**Records shown**
⟨

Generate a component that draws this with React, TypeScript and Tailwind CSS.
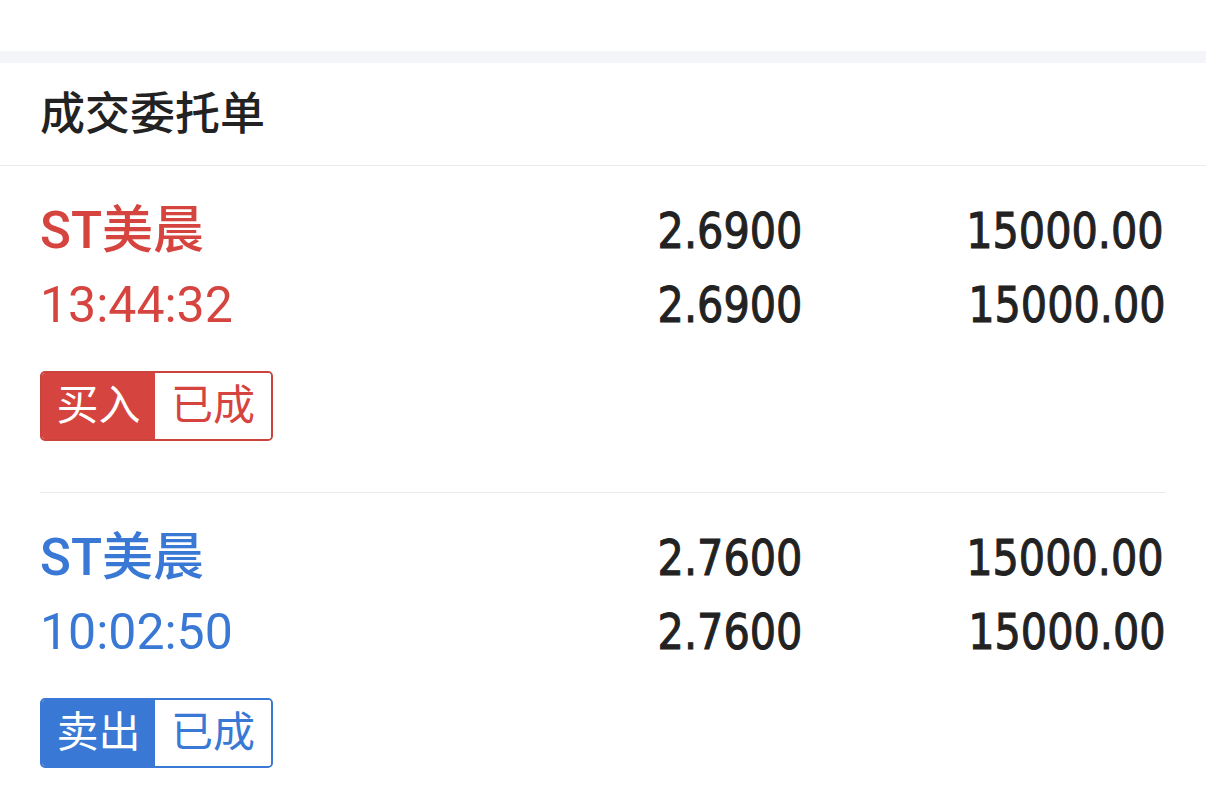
const orders = [
  {
    name: "ST美晨",
    time: "13:44:32",
    price: "2.6900",
    amount: "15000.00",
    side: "买入",
    status: "已成",
    buy: true,
  },
  {
    name: "ST美晨",
    time: "10:02:50",
    price: "2.7600",
    amount: "15000.00",
    side: "卖出",
    status: "已成",
    buy: false,
  },
];

// DIN-like narrow figures
const num =
  "inline-block origin-right scale-x-[0.92] font-['DejaVu_Sans_Condensed','DejaVu_Sans',sans-serif] text-[50px] text-[#222] [-webkit-text-stroke:1px_#222]";

export default function App() {
  return (
    <div className="min-h-[804px] bg-white font-['Roboto','Noto_Sans_CJK_SC',sans-serif]">
      <div className="h-[51px] bg-white" />
      <div className="h-[12px] bg-[#f4f5f9]" />
      <div className="flex h-[103px] items-center border-b border-[#ebebeb] px-[40px]">
        <h2 className="text-[45px] font-medium leading-none text-[#222]">成交委托单</h2>
      </div>

      <div className="px-[40px]">
        {orders.map((o, i) => {
          const color = o.buy ? "text-[#d6443f]" : "text-[#3a78d6]";
          return (
            <div
              key={i}
              className={
                "pt-[28px] pb-[51px] " +
                (i < orders.length - 1 ? "border-b border-[#ebebeb]" : "")
              }
            >
              <div className="flex h-[74px] items-center">
                <div className={"flex-1 text-[51px] font-medium " + color}>
                  {o.name}
                </div>
                <div className="w-[200px] text-right">
                  <span className={num}>{o.price}</span>
                </div>
                <div className="w-[364px] pr-[2px] text-right">
                  <span className={num}>{o.amount}</span>
                </div>
              </div>
              <div className="flex h-[74px] items-center">
                <div className={"flex-1 text-[50px] " + color}>{o.time}</div>
                <div className="w-[200px] text-right">
                  <span className={num}>{o.price}</span>
                </div>
                <div className="w-[364px] text-right">
                  <span className={num}>{o.amount}</span>
                </div>
              </div>
              <div
                className={
                  "mt-[29px] inline-flex h-[70px] overflow-hidden rounded-[5px] border-2 text-[42px] leading-none " +
                  (o.buy ? "border-[#cc433e]" : "border-[#3a78d6]")
                }
              >
                <span
                  className={
                    "flex w-[113px] items-center justify-center text-white " +
                    (o.buy ? "bg-[#d6443f]" : "bg-[#3a78d6]")
                  }
                >
                  {o.side}
                </span>
                <span
                  className={
                    "flex w-[116px] items-center justify-center bg-white " + color
                  }
                >
                  {o.status}
                </span>
              </div>
            </div>
          );
        })}
      </div>
    </div>
  );
}
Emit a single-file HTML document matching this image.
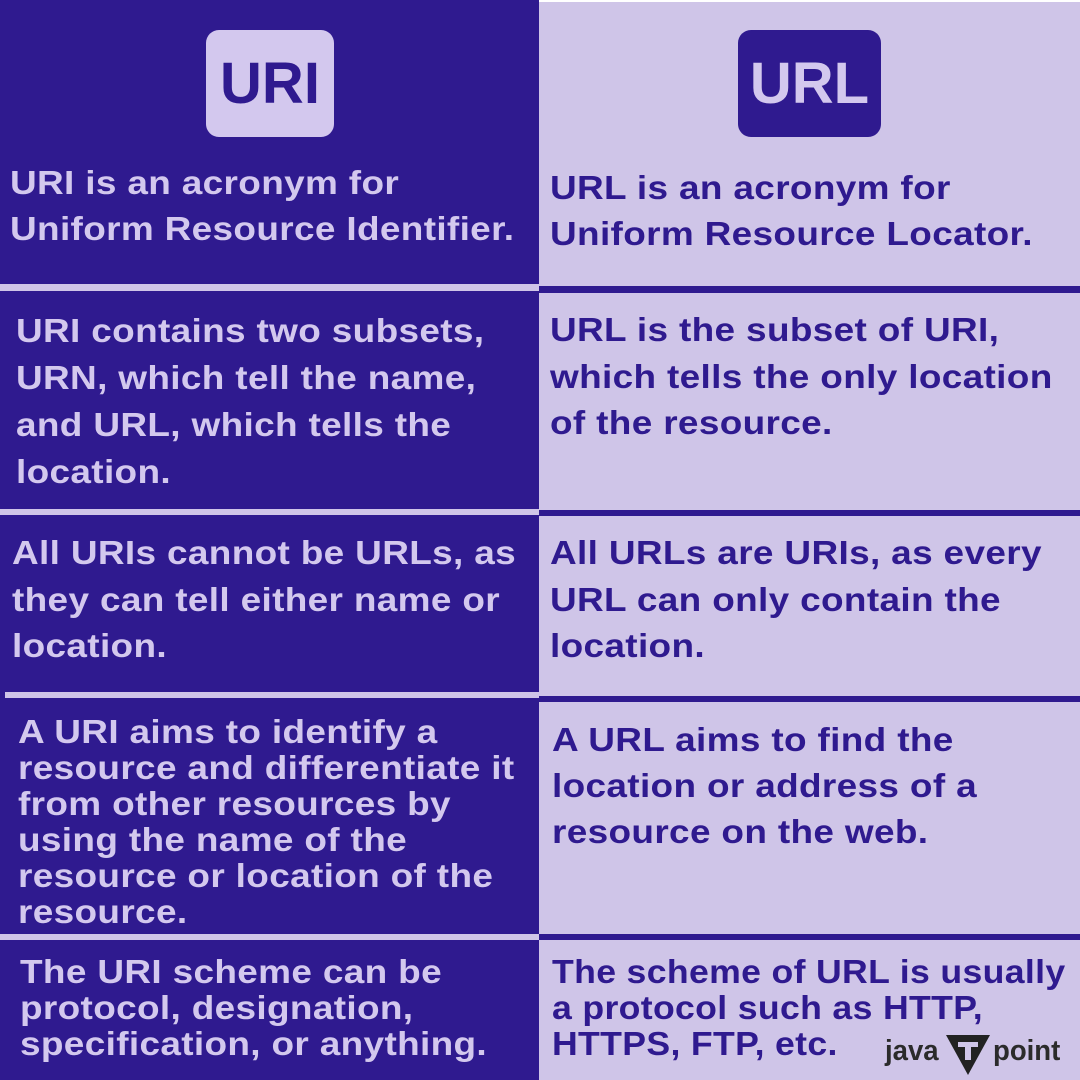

⟩

**Problem to work on**
Retype the records exactly. Any image in them should not appear in what you write.

**Solution for this problem**
Generate a component that draws this with React, TypeScript and Tailwind CSS.
const orders = [
  {
    name: "ST美晨",
    time: "13:44:32",
    price: "2.6900",
    amount: "15000.00",
    side: "买入",
    status: "已成",
    buy: true,
  },
  {
    name: "ST美晨",
    time: "10:02:50",
    price: "2.7600",
    amount: "15000.00",
    side: "卖出",
    status: "已成",
    buy: false,
  },
];

// DIN-like narrow figures
const num =
  "inline-block origin-right scale-x-[0.92] font-['DejaVu_Sans_Condensed','DejaVu_Sans',sans-serif] text-[50px] text-[#222] [-webkit-text-stroke:1px_#222]";

export default function App() {
  return (
    <div className="min-h-[804px] bg-white font-['Roboto','Noto_Sans_CJK_SC',sans-serif]">
      <div className="h-[51px] bg-white" />
      <div className="h-[12px] bg-[#f4f5f9]" />
      <div className="flex h-[103px] items-center border-b border-[#ebebeb] px-[40px]">
        <h2 className="text-[45px] font-medium leading-none text-[#222]">成交委托单</h2>
      </div>

      <div className="px-[40px]">
        {orders.map((o, i) => {
          const color = o.buy ? "text-[#d6443f]" : "text-[#3a78d6]";
          return (
            <div
              key={i}
              className={
                "pt-[28px] pb-[51px] " +
                (i < orders.length - 1 ? "border-b border-[#ebebeb]" : "")
              }
            >
              <div className="flex h-[74px] items-center">
                <div className={"flex-1 text-[51px] font-medium " + color}>
                  {o.name}
                </div>
                <div className="w-[200px] text-right">
                  <span className={num}>{o.price}</span>
                </div>
                <div className="w-[364px] pr-[2px] text-right">
                  <span className={num}>{o.amount}</span>
                </div>
              </div>
              <div className="flex h-[74px] items-center">
                <div className={"flex-1 text-[50px] " + color}>{o.time}</div>
                <div className="w-[200px] text-right">
                  <span className={num}>{o.price}</span>
                </div>
                <div className="w-[364px] text-right">
                  <span className={num}>{o.amount}</span>
                </div>
              </div>
              <div
                className={
                  "mt-[29px] inline-flex h-[70px] overflow-hidden rounded-[5px] border-2 text-[42px] leading-none " +
                  (o.buy ? "border-[#cc433e]" : "border-[#3a78d6]")
                }
              >
                <span
                  className={
                    "flex w-[113px] items-center justify-center text-white " +
                    (o.buy ? "bg-[#d6443f]" : "bg-[#3a78d6]")
                  }
                >
                  {o.side}
                </span>
                <span
                  className={
                    "flex w-[116px] items-center justify-center bg-white " + color
                  }
                >
                  {o.status}
                </span>
              </div>
            </div>
          );
        })}
      </div>
    </div>
  );
}
Emit a single-file HTML document matching this image.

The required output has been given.